I started to read the Kindle sample of the book on, um, on my Kindle.  I was completely puzzled by what was going on.  Before I could start the book, I had to go to Wikipedia and read a summary of the very odd social structures that are present in the story.  That doesn’t impress me.  It may very well have been my own distraction, as htis particular Hugo season was full of personal upheaval for me, but I _didn’t_ have this problem with several of the other books, including _Leviathan Wakes_, which I enjoyed a lot, and decided I wanted to vote for as one of my top two books.

So, to summarize, I opted not to read _Embassytown_ because it was inaccessible, and “hard to read”, and I didn’t want the books I voted for this time to be something that someone down the line, looking at this vote in history, would find hard.  _Leviathan Wakes_ was a hell of a tale, and took no effort to get into.  _Deadline_?  The only effort this book took was the effort of reading (or in my case re-reading _Feed_ before it, and _Blackout_ after it.

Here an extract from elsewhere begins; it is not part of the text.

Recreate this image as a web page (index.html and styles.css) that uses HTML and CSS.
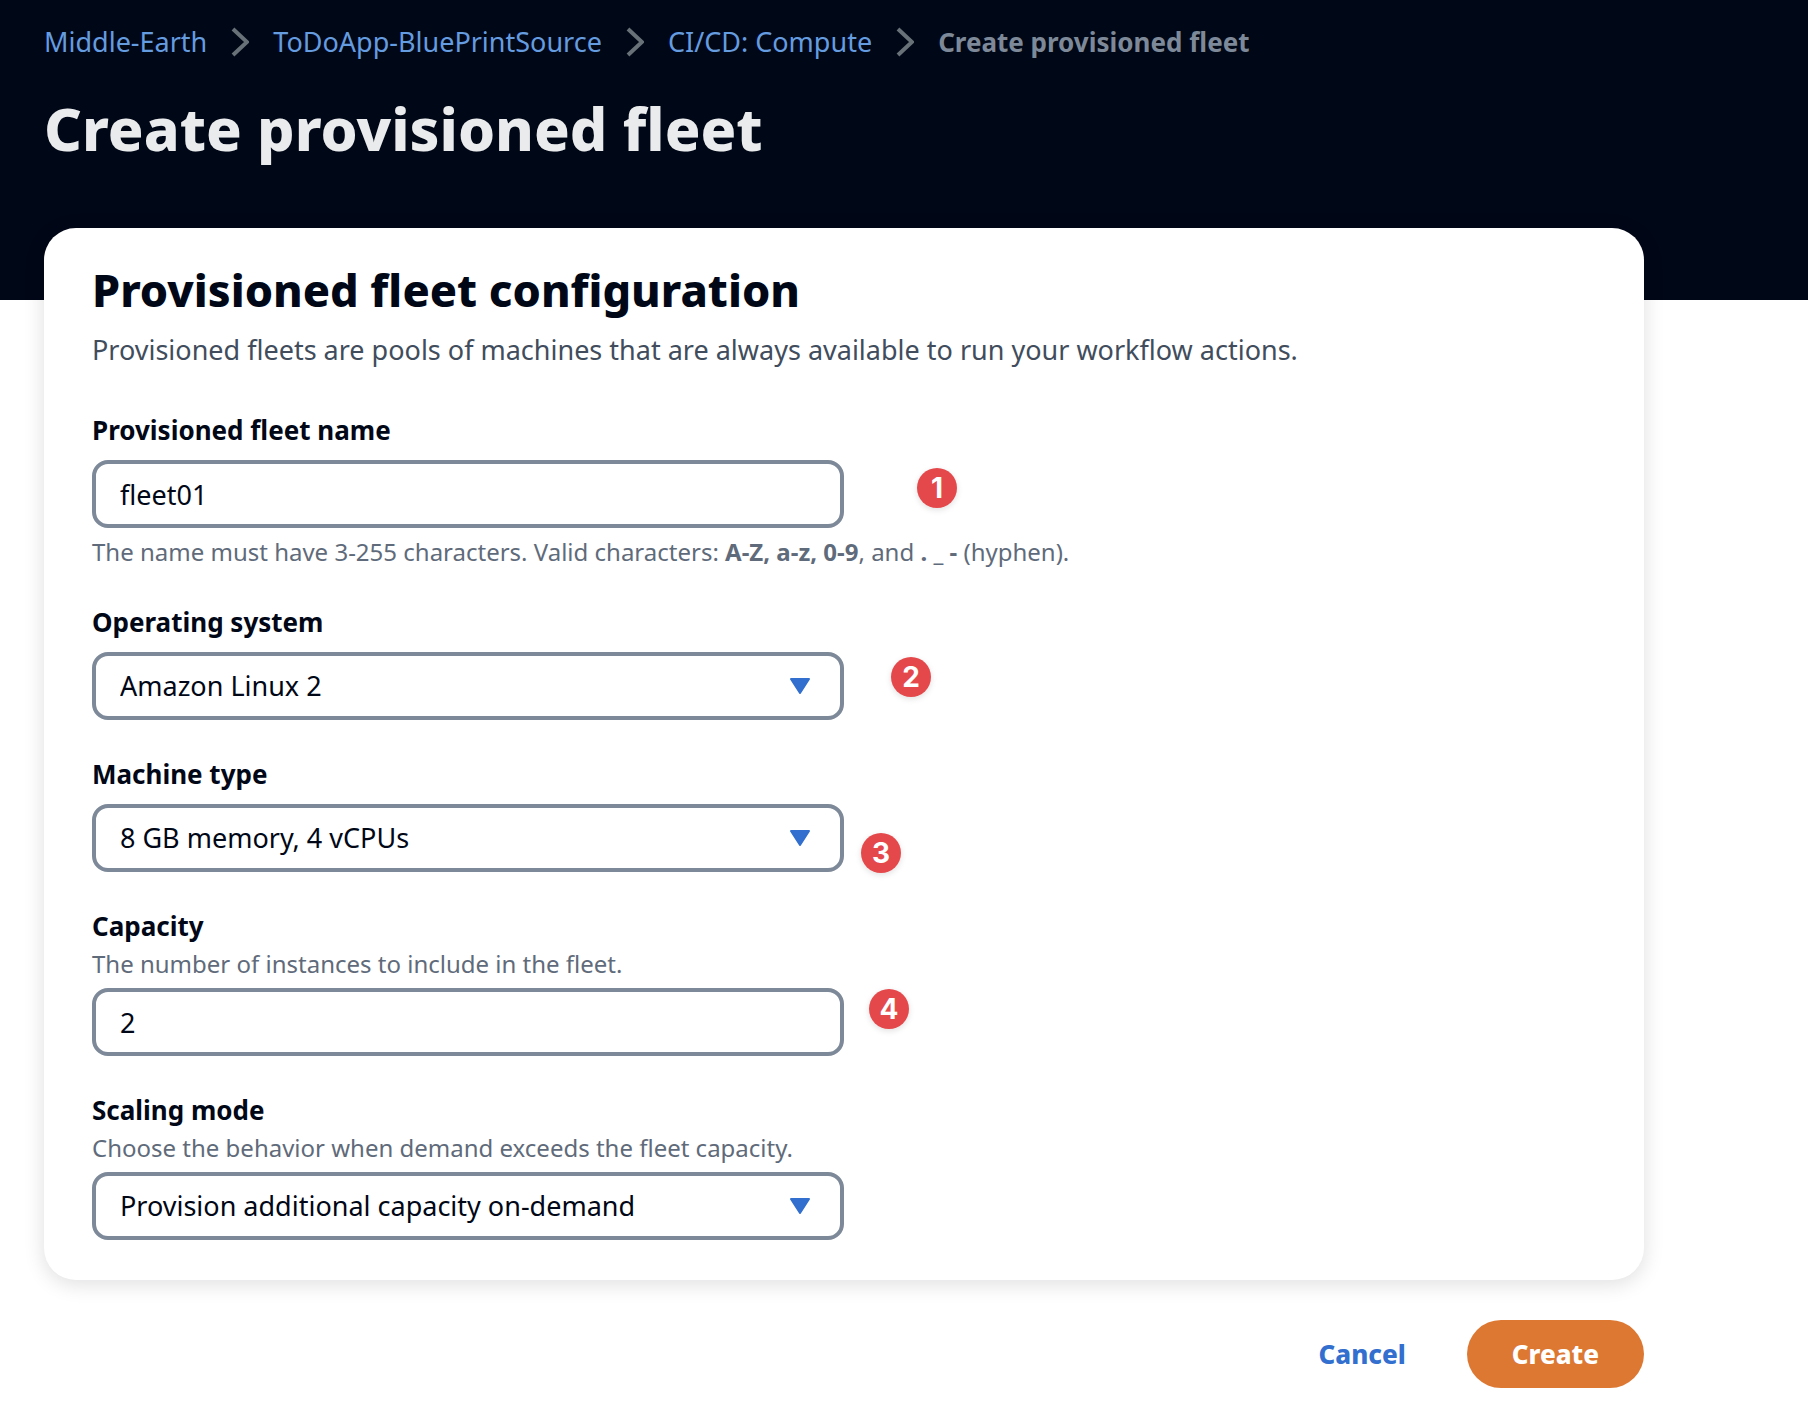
FILE: index.html
```html
<!DOCTYPE html>
<html lang="en">
<head>
<meta charset="utf-8">
<meta name="viewport" content="width=device-width, initial-scale=1">
<title>Create provisioned fleet</title>
<link rel="stylesheet" href="styles.css">
</head>
<body>
<header class="page-header">
  <nav aria-label="Breadcrumb">
    <ol class="breadcrumb">
      <li><a href="#">Middle-Earth</a><svg class="chevron" viewBox="0 0 18 30" aria-hidden="true"><path d="M2 2 16 15 2 28"/></svg></li>
      <li><a href="#">ToDoApp-BluePrintSource</a><svg class="chevron" viewBox="0 0 18 30" aria-hidden="true"><path d="M2 2 16 15 2 28"/></svg></li>
      <li><a href="#">CI/CD: Compute</a><svg class="chevron" viewBox="0 0 18 30" aria-hidden="true"><path d="M2 2 16 15 2 28"/></svg></li>
      <li class="current" aria-current="page">Create provisioned fleet</li>
    </ol>
  </nav>
  <h1>Create provisioned fleet</h1>
</header>
<main class="content">
  <form>
    <section class="card">
      <h2>Provisioned fleet configuration</h2>
      <p class="description">Provisioned fleets are pools of machines that are always available to run your workflow actions.</p>
      <div class="fields">
        <div class="field">
          <label for="name">Provisioned fleet name</label>
          <div class="control">
            <input id="name" type="text" value="fleet01" aria-describedby="name-hint">
            <span class="badge badge-name">1</span>
          </div>
          <p class="hint hint-below" id="name-hint">The name must have 3-255 characters. Valid characters: <b>A-Z, a-z, 0-9</b>, and <b>. _ -</b> (hyphen).</p>
        </div>
        <div class="field">
          <label for="os">Operating system</label>
          <div class="control">
            <select id="os"><option>Amazon Linux 2</option></select>
            <svg class="caret" viewBox="0 0 20 16" aria-hidden="true"><path d="M1 1H19L10 15Z"/></svg>
            <span class="badge badge-os">2</span>
          </div>
        </div>
        <div class="field">
          <label for="machine">Machine type</label>
          <div class="control">
            <select id="machine"><option>8 GB memory, 4 vCPUs</option></select>
            <svg class="caret" viewBox="0 0 20 16" aria-hidden="true"><path d="M1 1H19L10 15Z"/></svg>
            <span class="badge badge-machine">3</span>
          </div>
        </div>
        <div class="field">
          <label for="capacity">Capacity</label>
          <p class="hint" id="capacity-hint">The number of instances to include in the fleet.</p>
          <div class="control">
            <input id="capacity" type="text" inputmode="numeric" value="2" aria-describedby="capacity-hint">
            <span class="badge badge-capacity">4</span>
          </div>
        </div>
        <div class="field">
          <label for="scaling">Scaling mode</label>
          <p class="hint" id="scaling-hint">Choose the behavior when demand exceeds the fleet capacity.</p>
          <div class="control">
            <select id="scaling" aria-describedby="scaling-hint"><option>Provision additional capacity on-demand</option></select>
            <svg class="caret" viewBox="0 0 20 16" aria-hidden="true"><path d="M1 1H19L10 15Z"/></svg>
          </div>
        </div>
      </div>
    </section>
    <div class="actions">
      <button type="button" class="button button-link">Cancel</button>
      <button type="submit" class="button button-primary">Create</button>
    </div>
  </form>
</main>
</body>
</html>
```
FILE: styles.css
```css
* {
  box-sizing: border-box;
}

body {
  margin: 0;
  background: #fff;
  color: #000716;
  font-family: "Noto Sans", sans-serif;
  font-size: 27px;
  line-height: 44px;
}

h1,
h2,
p,
ol {
  margin: 0;
  padding: 0;
}

.page-header {
  padding: 20px 44px 132px;
  background: #000716;
}

.breadcrumb {
  display: flex;
  flex-wrap: wrap;
  gap: 24px;
  list-style: none;
}

.breadcrumb li {
  display: flex;
  align-items: center;
  gap: 24px;
}

.breadcrumb a {
  color: #659ce0;
  text-decoration: none;
}

.breadcrumb .current {
  color: #7d8998;
  font-size: 26px;
  font-weight: 700;
}

.chevron {
  width: 18px;
  height: 30px;
  fill: none;
  stroke: #687078;
  stroke-width: 4;
}

h1 {
  margin-top: 24px;
  color: #e9ebed;
  font-size: 59px;
  font-weight: 800;
  line-height: 80px;
}

.content {
  max-width: 1688px;
  margin-top: -72px;
  padding: 0 44px 24px;
}

.card {
  padding: 28px 48px 40px;
  border-radius: 32px;
  background: #fff;
  box-shadow: 0 4px 20px 1px rgba(0, 7, 22, 0.12);
}

h2 {
  margin-bottom: 4px;
  font-size: 45px;
  font-weight: 800;
  line-height: 68px;
}

.description {
  color: #414d5c;
}

.fields {
  display: flex;
  flex-direction: column;
  gap: 32px;
  margin-top: 36px;
}

.field label {
  display: block;
  font-size: 26px;
  font-weight: 700;
}

.hint {
  color: #5f6b7a;
  font-size: 24px;
  line-height: 32px;
}

.hint-below {
  margin-top: 8px;
}

.control {
  position: relative;
  max-width: 752px;
  margin-top: 8px;
}

.control input,
.control select {
  display: block;
  width: 100%;
  height: 68px;
  padding: 0 24px;
  border: 4px solid #7d8998;
  border-radius: 16px;
  background: #fff;
  color: #000716;
  font: inherit;
  appearance: none;
}

.caret {
  position: absolute;
  top: 26px;
  right: 34px;
  width: 20px;
  height: 16px;
  fill: #326fce;
  stroke: #326fce;
  stroke-width: 2;
  stroke-linejoin: round;
  pointer-events: none;
}

.badge {
  position: absolute;
  width: 40px;
  height: 40px;
  border-radius: 50%;
  background: #e5484b;
  box-shadow: 0 2px 6px rgba(0, 0, 0, 0.12);
  color: #fff;
  font-family: Inter, sans-serif;
  font-size: 28px;
  font-weight: 700;
  line-height: 40px;
  text-align: center;
}

.badge-name {
  top: 8px;
  left: 825px;
}

.badge-os {
  top: 5px;
  left: 799px;
}

.badge-machine {
  top: 29px;
  left: 769px;
}

.badge-capacity {
  top: 1px;
  left: 777px;
}

.actions {
  display: flex;
  justify-content: flex-end;
  gap: 16px;
  margin-top: 40px;
}

.button {
  height: 68px;
  padding: 0 45px;
  border: 0;
  border-radius: 34px;
  font: inherit;
  font-size: 26px;
  font-weight: 800;
}

.button-link {
  background: transparent;
  color: #326fce;
}

.button-primary {
  background: #dd7833;
  color: #fff;
}
```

So I guess what i”m saying is that I’m making a value judgment here.  I don’t want to Hugo to be about the _best_ book I read this year.  I want it to be about my _favorite_ book that I read this year, and I don’t happen to like books that require me to _work_, right now.  Sounds harsh, but I read for fun, and I want to be drawn in, I want to be enterfained, I want a book to be an easy ride.

I’m sure _Embassytown_ is a great book, and I look forward to reading it.  I surely have enjoyed everything of Mieville’s that I’ve read so far immensely.  I just was afraid that if I put the effort in now, I’d have to vote for it, which I was unwilling to do.  So, read later.